When I first heard people stating their strong preference that people not refer to their work as "craft", I was surprised, though, because my own associations are so entirely different. To me, craft is what is required to move a vision of beauty to a state of reality. It requires skill, and wisdom. Craftiness, thus, is not only the knowlege and vision needed to bring art into being, but the ability to craft the time and space in our busy lives to do so. Craft to me is the craft not in the phrase arts and crafts, but in Arts and Crafts; the acknowledgement that those things which are useful need not be utilitarian. That there is something vital and joyous and whole in creating things of beauty which are to be used. To me, the fiber arts are prime examples of such craft, color and life and sensuality and texture and beauty and function all in one object, one expression of the maker's art.

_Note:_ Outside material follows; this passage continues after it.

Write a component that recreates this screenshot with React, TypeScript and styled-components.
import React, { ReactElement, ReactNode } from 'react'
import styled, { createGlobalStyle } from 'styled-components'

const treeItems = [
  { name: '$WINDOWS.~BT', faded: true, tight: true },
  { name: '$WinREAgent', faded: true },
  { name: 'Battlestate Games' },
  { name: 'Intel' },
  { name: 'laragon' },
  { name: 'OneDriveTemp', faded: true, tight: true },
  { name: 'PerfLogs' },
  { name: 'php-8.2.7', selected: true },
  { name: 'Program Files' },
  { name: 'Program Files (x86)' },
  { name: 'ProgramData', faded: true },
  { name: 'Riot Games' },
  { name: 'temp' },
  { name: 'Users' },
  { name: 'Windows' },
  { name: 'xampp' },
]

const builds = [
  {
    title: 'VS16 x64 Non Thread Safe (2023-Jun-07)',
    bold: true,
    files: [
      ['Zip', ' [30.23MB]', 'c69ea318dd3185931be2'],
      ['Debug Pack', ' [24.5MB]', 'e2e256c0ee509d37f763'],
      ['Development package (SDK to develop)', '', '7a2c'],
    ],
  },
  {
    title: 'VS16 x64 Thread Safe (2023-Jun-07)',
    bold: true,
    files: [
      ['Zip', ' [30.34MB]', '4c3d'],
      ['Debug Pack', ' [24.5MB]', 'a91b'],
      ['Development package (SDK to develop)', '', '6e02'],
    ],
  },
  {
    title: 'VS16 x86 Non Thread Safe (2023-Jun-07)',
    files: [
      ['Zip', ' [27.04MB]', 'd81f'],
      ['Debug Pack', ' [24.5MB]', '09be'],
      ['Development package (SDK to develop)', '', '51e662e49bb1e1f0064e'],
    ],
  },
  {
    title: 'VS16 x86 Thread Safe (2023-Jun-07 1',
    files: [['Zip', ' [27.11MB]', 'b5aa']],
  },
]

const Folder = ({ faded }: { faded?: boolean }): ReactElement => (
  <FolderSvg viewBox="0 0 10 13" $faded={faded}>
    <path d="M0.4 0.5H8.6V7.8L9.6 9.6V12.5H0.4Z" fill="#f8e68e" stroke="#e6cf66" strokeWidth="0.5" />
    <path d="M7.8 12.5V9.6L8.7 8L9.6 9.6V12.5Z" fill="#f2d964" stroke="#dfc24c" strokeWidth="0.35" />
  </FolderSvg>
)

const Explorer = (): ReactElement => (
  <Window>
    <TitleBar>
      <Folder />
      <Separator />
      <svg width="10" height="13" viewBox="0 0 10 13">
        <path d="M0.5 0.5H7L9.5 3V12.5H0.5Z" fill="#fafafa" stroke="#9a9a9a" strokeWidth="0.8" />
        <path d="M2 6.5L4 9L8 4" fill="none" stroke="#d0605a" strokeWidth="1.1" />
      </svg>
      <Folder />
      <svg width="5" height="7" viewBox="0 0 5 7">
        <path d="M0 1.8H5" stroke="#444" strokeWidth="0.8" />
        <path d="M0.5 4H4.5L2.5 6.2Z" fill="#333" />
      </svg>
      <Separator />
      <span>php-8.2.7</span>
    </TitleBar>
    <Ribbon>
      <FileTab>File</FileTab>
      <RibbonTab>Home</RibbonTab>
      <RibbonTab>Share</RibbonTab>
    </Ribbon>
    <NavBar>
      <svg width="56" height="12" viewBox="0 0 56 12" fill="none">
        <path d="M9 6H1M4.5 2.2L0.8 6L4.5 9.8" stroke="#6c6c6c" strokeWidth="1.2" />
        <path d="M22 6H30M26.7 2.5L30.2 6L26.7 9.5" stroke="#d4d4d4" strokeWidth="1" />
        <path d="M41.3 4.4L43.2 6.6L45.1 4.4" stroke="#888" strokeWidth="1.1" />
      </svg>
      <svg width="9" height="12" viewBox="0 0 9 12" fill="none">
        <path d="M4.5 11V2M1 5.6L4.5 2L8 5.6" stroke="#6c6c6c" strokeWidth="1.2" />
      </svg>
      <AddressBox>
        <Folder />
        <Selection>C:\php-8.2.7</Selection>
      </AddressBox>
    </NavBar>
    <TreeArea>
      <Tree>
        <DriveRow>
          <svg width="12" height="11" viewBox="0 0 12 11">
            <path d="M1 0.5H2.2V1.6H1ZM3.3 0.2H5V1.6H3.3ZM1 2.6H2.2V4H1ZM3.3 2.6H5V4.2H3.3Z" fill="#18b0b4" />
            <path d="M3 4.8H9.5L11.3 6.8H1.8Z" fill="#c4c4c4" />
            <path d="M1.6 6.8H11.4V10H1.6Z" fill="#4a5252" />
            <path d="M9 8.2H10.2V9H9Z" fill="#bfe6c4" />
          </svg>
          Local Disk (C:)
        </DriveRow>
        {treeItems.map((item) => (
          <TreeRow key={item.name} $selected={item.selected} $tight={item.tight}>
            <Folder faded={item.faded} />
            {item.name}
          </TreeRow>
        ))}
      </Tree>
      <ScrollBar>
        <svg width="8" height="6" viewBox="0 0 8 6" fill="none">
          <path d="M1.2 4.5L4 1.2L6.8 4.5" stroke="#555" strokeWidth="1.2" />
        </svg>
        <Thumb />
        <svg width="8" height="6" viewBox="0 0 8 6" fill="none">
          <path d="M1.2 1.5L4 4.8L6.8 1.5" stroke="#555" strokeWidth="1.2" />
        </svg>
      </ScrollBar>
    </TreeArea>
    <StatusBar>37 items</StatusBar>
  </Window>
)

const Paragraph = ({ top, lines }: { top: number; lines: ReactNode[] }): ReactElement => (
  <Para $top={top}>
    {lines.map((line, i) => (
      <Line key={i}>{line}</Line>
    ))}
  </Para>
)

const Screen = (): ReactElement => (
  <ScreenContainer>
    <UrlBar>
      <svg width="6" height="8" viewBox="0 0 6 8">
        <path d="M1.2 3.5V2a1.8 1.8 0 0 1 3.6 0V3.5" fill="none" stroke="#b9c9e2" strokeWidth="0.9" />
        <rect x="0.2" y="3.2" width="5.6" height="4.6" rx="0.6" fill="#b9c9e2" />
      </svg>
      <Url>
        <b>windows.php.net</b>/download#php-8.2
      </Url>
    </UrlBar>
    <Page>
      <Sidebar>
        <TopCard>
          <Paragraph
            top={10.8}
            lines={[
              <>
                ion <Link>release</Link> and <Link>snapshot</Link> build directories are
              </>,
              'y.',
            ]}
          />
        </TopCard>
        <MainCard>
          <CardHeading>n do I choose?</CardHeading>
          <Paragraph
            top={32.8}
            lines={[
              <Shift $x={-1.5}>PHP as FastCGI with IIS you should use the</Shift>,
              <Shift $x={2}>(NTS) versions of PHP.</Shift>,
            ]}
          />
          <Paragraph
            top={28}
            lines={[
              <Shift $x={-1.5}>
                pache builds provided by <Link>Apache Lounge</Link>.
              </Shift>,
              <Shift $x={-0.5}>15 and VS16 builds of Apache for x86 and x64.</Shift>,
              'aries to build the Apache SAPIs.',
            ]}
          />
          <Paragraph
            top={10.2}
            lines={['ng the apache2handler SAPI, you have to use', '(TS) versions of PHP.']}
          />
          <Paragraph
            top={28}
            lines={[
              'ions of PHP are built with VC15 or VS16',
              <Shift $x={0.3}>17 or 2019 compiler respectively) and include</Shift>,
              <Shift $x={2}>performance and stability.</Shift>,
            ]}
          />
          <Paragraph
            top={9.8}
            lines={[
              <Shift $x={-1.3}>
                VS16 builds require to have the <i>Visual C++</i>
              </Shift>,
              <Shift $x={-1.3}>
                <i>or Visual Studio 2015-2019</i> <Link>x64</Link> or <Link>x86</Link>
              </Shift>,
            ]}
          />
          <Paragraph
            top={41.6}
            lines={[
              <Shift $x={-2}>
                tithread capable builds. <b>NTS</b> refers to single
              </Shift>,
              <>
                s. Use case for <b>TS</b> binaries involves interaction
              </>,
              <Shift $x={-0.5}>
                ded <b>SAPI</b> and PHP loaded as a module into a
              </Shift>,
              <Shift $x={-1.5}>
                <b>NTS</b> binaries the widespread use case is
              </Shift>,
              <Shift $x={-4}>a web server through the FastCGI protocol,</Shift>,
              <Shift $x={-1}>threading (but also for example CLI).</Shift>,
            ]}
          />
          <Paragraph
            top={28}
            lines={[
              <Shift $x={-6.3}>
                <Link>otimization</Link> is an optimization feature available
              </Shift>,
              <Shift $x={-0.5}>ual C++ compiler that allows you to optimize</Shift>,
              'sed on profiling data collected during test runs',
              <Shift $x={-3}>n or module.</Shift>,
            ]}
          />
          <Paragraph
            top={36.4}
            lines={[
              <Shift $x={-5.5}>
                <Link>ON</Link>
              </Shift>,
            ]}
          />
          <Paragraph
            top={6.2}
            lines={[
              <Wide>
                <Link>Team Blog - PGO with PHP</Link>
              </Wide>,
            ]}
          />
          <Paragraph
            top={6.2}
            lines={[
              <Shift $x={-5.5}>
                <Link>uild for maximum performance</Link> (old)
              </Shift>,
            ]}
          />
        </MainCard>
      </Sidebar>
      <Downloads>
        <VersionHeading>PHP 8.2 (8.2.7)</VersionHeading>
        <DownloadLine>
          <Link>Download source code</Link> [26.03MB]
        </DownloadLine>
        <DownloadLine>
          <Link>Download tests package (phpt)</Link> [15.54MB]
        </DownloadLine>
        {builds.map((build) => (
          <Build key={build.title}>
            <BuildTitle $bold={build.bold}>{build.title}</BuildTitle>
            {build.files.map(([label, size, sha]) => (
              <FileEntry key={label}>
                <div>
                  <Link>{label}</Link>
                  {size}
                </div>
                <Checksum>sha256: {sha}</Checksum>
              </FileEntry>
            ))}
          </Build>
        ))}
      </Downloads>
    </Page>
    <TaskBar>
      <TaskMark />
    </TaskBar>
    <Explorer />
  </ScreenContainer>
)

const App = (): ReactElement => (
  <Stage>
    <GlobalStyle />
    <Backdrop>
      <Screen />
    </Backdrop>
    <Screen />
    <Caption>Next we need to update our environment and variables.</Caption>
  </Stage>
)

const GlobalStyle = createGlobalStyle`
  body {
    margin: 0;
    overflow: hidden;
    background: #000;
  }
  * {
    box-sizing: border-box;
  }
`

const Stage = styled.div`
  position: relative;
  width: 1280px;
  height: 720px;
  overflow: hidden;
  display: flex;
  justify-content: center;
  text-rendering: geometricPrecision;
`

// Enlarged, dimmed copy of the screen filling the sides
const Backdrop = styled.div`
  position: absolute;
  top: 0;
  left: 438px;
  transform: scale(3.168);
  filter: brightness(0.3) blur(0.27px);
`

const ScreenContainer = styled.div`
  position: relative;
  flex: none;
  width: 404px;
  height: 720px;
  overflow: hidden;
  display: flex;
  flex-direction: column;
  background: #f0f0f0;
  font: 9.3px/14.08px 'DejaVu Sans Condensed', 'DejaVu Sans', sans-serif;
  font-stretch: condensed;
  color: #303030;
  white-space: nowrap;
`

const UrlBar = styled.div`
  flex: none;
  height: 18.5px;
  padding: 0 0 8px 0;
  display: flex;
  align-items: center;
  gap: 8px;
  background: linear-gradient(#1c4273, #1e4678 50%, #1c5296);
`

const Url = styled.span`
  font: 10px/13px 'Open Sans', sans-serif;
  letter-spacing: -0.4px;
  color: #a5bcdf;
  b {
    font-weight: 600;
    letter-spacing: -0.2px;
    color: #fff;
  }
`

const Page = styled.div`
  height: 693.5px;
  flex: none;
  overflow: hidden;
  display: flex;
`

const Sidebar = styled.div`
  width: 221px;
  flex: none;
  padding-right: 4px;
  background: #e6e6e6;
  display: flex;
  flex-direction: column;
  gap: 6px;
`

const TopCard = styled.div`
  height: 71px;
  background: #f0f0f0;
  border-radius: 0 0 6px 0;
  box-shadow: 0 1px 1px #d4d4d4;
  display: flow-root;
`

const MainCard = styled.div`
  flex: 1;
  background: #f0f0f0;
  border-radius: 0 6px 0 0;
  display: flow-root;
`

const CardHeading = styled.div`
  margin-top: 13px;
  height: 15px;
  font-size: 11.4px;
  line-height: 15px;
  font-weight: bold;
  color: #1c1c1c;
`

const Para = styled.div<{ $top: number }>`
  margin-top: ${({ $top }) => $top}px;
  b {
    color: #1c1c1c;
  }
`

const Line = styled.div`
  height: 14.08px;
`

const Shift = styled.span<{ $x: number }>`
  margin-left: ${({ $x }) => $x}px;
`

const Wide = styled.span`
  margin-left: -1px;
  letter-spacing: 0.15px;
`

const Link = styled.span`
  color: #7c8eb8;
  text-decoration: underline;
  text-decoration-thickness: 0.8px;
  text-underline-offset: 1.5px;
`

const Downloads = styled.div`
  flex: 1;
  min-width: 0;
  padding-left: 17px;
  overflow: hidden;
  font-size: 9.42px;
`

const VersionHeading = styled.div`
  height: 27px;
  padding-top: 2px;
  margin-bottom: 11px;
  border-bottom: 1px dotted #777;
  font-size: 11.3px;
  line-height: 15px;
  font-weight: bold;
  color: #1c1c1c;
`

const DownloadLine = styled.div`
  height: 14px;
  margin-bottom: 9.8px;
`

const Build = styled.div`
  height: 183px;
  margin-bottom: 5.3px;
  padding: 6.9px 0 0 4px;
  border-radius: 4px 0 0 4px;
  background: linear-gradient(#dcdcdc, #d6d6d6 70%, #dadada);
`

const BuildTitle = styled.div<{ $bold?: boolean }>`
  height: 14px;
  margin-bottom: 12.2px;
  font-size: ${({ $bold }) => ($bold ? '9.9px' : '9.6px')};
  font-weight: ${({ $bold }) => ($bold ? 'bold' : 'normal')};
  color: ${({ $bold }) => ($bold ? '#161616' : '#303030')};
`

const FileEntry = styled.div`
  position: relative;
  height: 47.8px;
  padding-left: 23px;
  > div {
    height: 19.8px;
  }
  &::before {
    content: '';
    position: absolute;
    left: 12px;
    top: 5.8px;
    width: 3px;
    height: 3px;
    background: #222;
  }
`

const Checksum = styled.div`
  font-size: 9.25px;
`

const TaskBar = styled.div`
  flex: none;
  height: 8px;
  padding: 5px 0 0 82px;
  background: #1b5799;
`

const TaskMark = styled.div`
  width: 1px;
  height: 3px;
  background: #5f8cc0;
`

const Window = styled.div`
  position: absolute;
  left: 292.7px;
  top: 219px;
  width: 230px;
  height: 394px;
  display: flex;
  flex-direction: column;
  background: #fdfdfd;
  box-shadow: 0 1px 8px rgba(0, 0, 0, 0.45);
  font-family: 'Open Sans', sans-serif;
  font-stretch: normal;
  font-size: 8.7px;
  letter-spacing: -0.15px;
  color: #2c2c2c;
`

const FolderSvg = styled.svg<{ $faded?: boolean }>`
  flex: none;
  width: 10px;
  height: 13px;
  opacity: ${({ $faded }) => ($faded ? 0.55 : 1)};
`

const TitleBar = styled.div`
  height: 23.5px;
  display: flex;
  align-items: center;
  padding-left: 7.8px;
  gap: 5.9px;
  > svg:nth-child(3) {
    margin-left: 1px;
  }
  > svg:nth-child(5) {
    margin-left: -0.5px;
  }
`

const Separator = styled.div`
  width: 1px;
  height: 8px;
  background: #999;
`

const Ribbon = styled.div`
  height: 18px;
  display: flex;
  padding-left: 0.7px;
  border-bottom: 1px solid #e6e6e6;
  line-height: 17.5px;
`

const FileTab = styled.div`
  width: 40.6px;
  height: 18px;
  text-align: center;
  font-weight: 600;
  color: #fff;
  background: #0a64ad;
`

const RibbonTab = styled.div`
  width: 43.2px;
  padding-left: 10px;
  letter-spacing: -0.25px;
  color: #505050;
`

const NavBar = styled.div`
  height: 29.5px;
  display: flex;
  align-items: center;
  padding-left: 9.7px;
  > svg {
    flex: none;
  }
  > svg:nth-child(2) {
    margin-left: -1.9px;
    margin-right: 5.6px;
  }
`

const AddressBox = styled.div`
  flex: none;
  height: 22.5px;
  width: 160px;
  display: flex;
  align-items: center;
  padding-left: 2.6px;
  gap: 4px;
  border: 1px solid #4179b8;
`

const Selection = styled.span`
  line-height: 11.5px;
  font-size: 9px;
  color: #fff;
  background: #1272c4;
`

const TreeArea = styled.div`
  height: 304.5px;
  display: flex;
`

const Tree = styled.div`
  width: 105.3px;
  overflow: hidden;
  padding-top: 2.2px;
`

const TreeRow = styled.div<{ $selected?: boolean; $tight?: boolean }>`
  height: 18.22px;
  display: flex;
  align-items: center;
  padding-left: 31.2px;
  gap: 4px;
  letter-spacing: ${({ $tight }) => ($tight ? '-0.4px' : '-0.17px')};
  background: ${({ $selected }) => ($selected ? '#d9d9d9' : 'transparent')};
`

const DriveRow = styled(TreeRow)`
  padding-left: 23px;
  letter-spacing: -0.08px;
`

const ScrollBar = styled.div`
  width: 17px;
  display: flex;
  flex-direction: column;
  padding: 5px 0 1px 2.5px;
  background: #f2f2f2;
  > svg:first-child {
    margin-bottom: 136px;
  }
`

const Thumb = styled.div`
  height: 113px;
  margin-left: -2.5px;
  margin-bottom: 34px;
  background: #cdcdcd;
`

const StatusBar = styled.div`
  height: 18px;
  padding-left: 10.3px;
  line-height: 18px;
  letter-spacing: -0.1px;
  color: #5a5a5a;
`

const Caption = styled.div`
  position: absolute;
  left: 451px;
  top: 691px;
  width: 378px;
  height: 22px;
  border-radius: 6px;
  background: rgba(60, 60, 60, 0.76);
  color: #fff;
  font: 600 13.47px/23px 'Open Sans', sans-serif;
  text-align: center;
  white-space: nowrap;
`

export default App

The Oxford English Dictionary defines the noun "craft" as (slightly edited for brevity): 1. Strength, power, might, art; 2. Intellectual power; skill; art; 3. Skill, skillfulness, art; ability in planning or performing, ingenuity in constructing, dexterity; 4. Human skill,
art as opposed to
nature. And it defines the verb "craft" as: 1. To make or construct skillfully; 2. To use crafty devices; 3. To exercise one's craft.
I certainly see within our community the exercise of strength, power, might, and art. The results of manipulating fiber strike me as definitional of art as opposed to nature. And if a spindle isn't a crafty device, heck, I don't know what is.
I understand and support the reasons why it is important to insist that the public acknowledge the art in the work of our hands. I admit, though, that the part of me that loves the underdog, that is a sucker for lost causes, wants to reclaim the word "craft" in all of its deep acknowledgement of the humanness of its exercise. I want them both back, and I want them with capitals and fireworks.
Look at what you're making right now and see in it both the art and the craft, and be proud.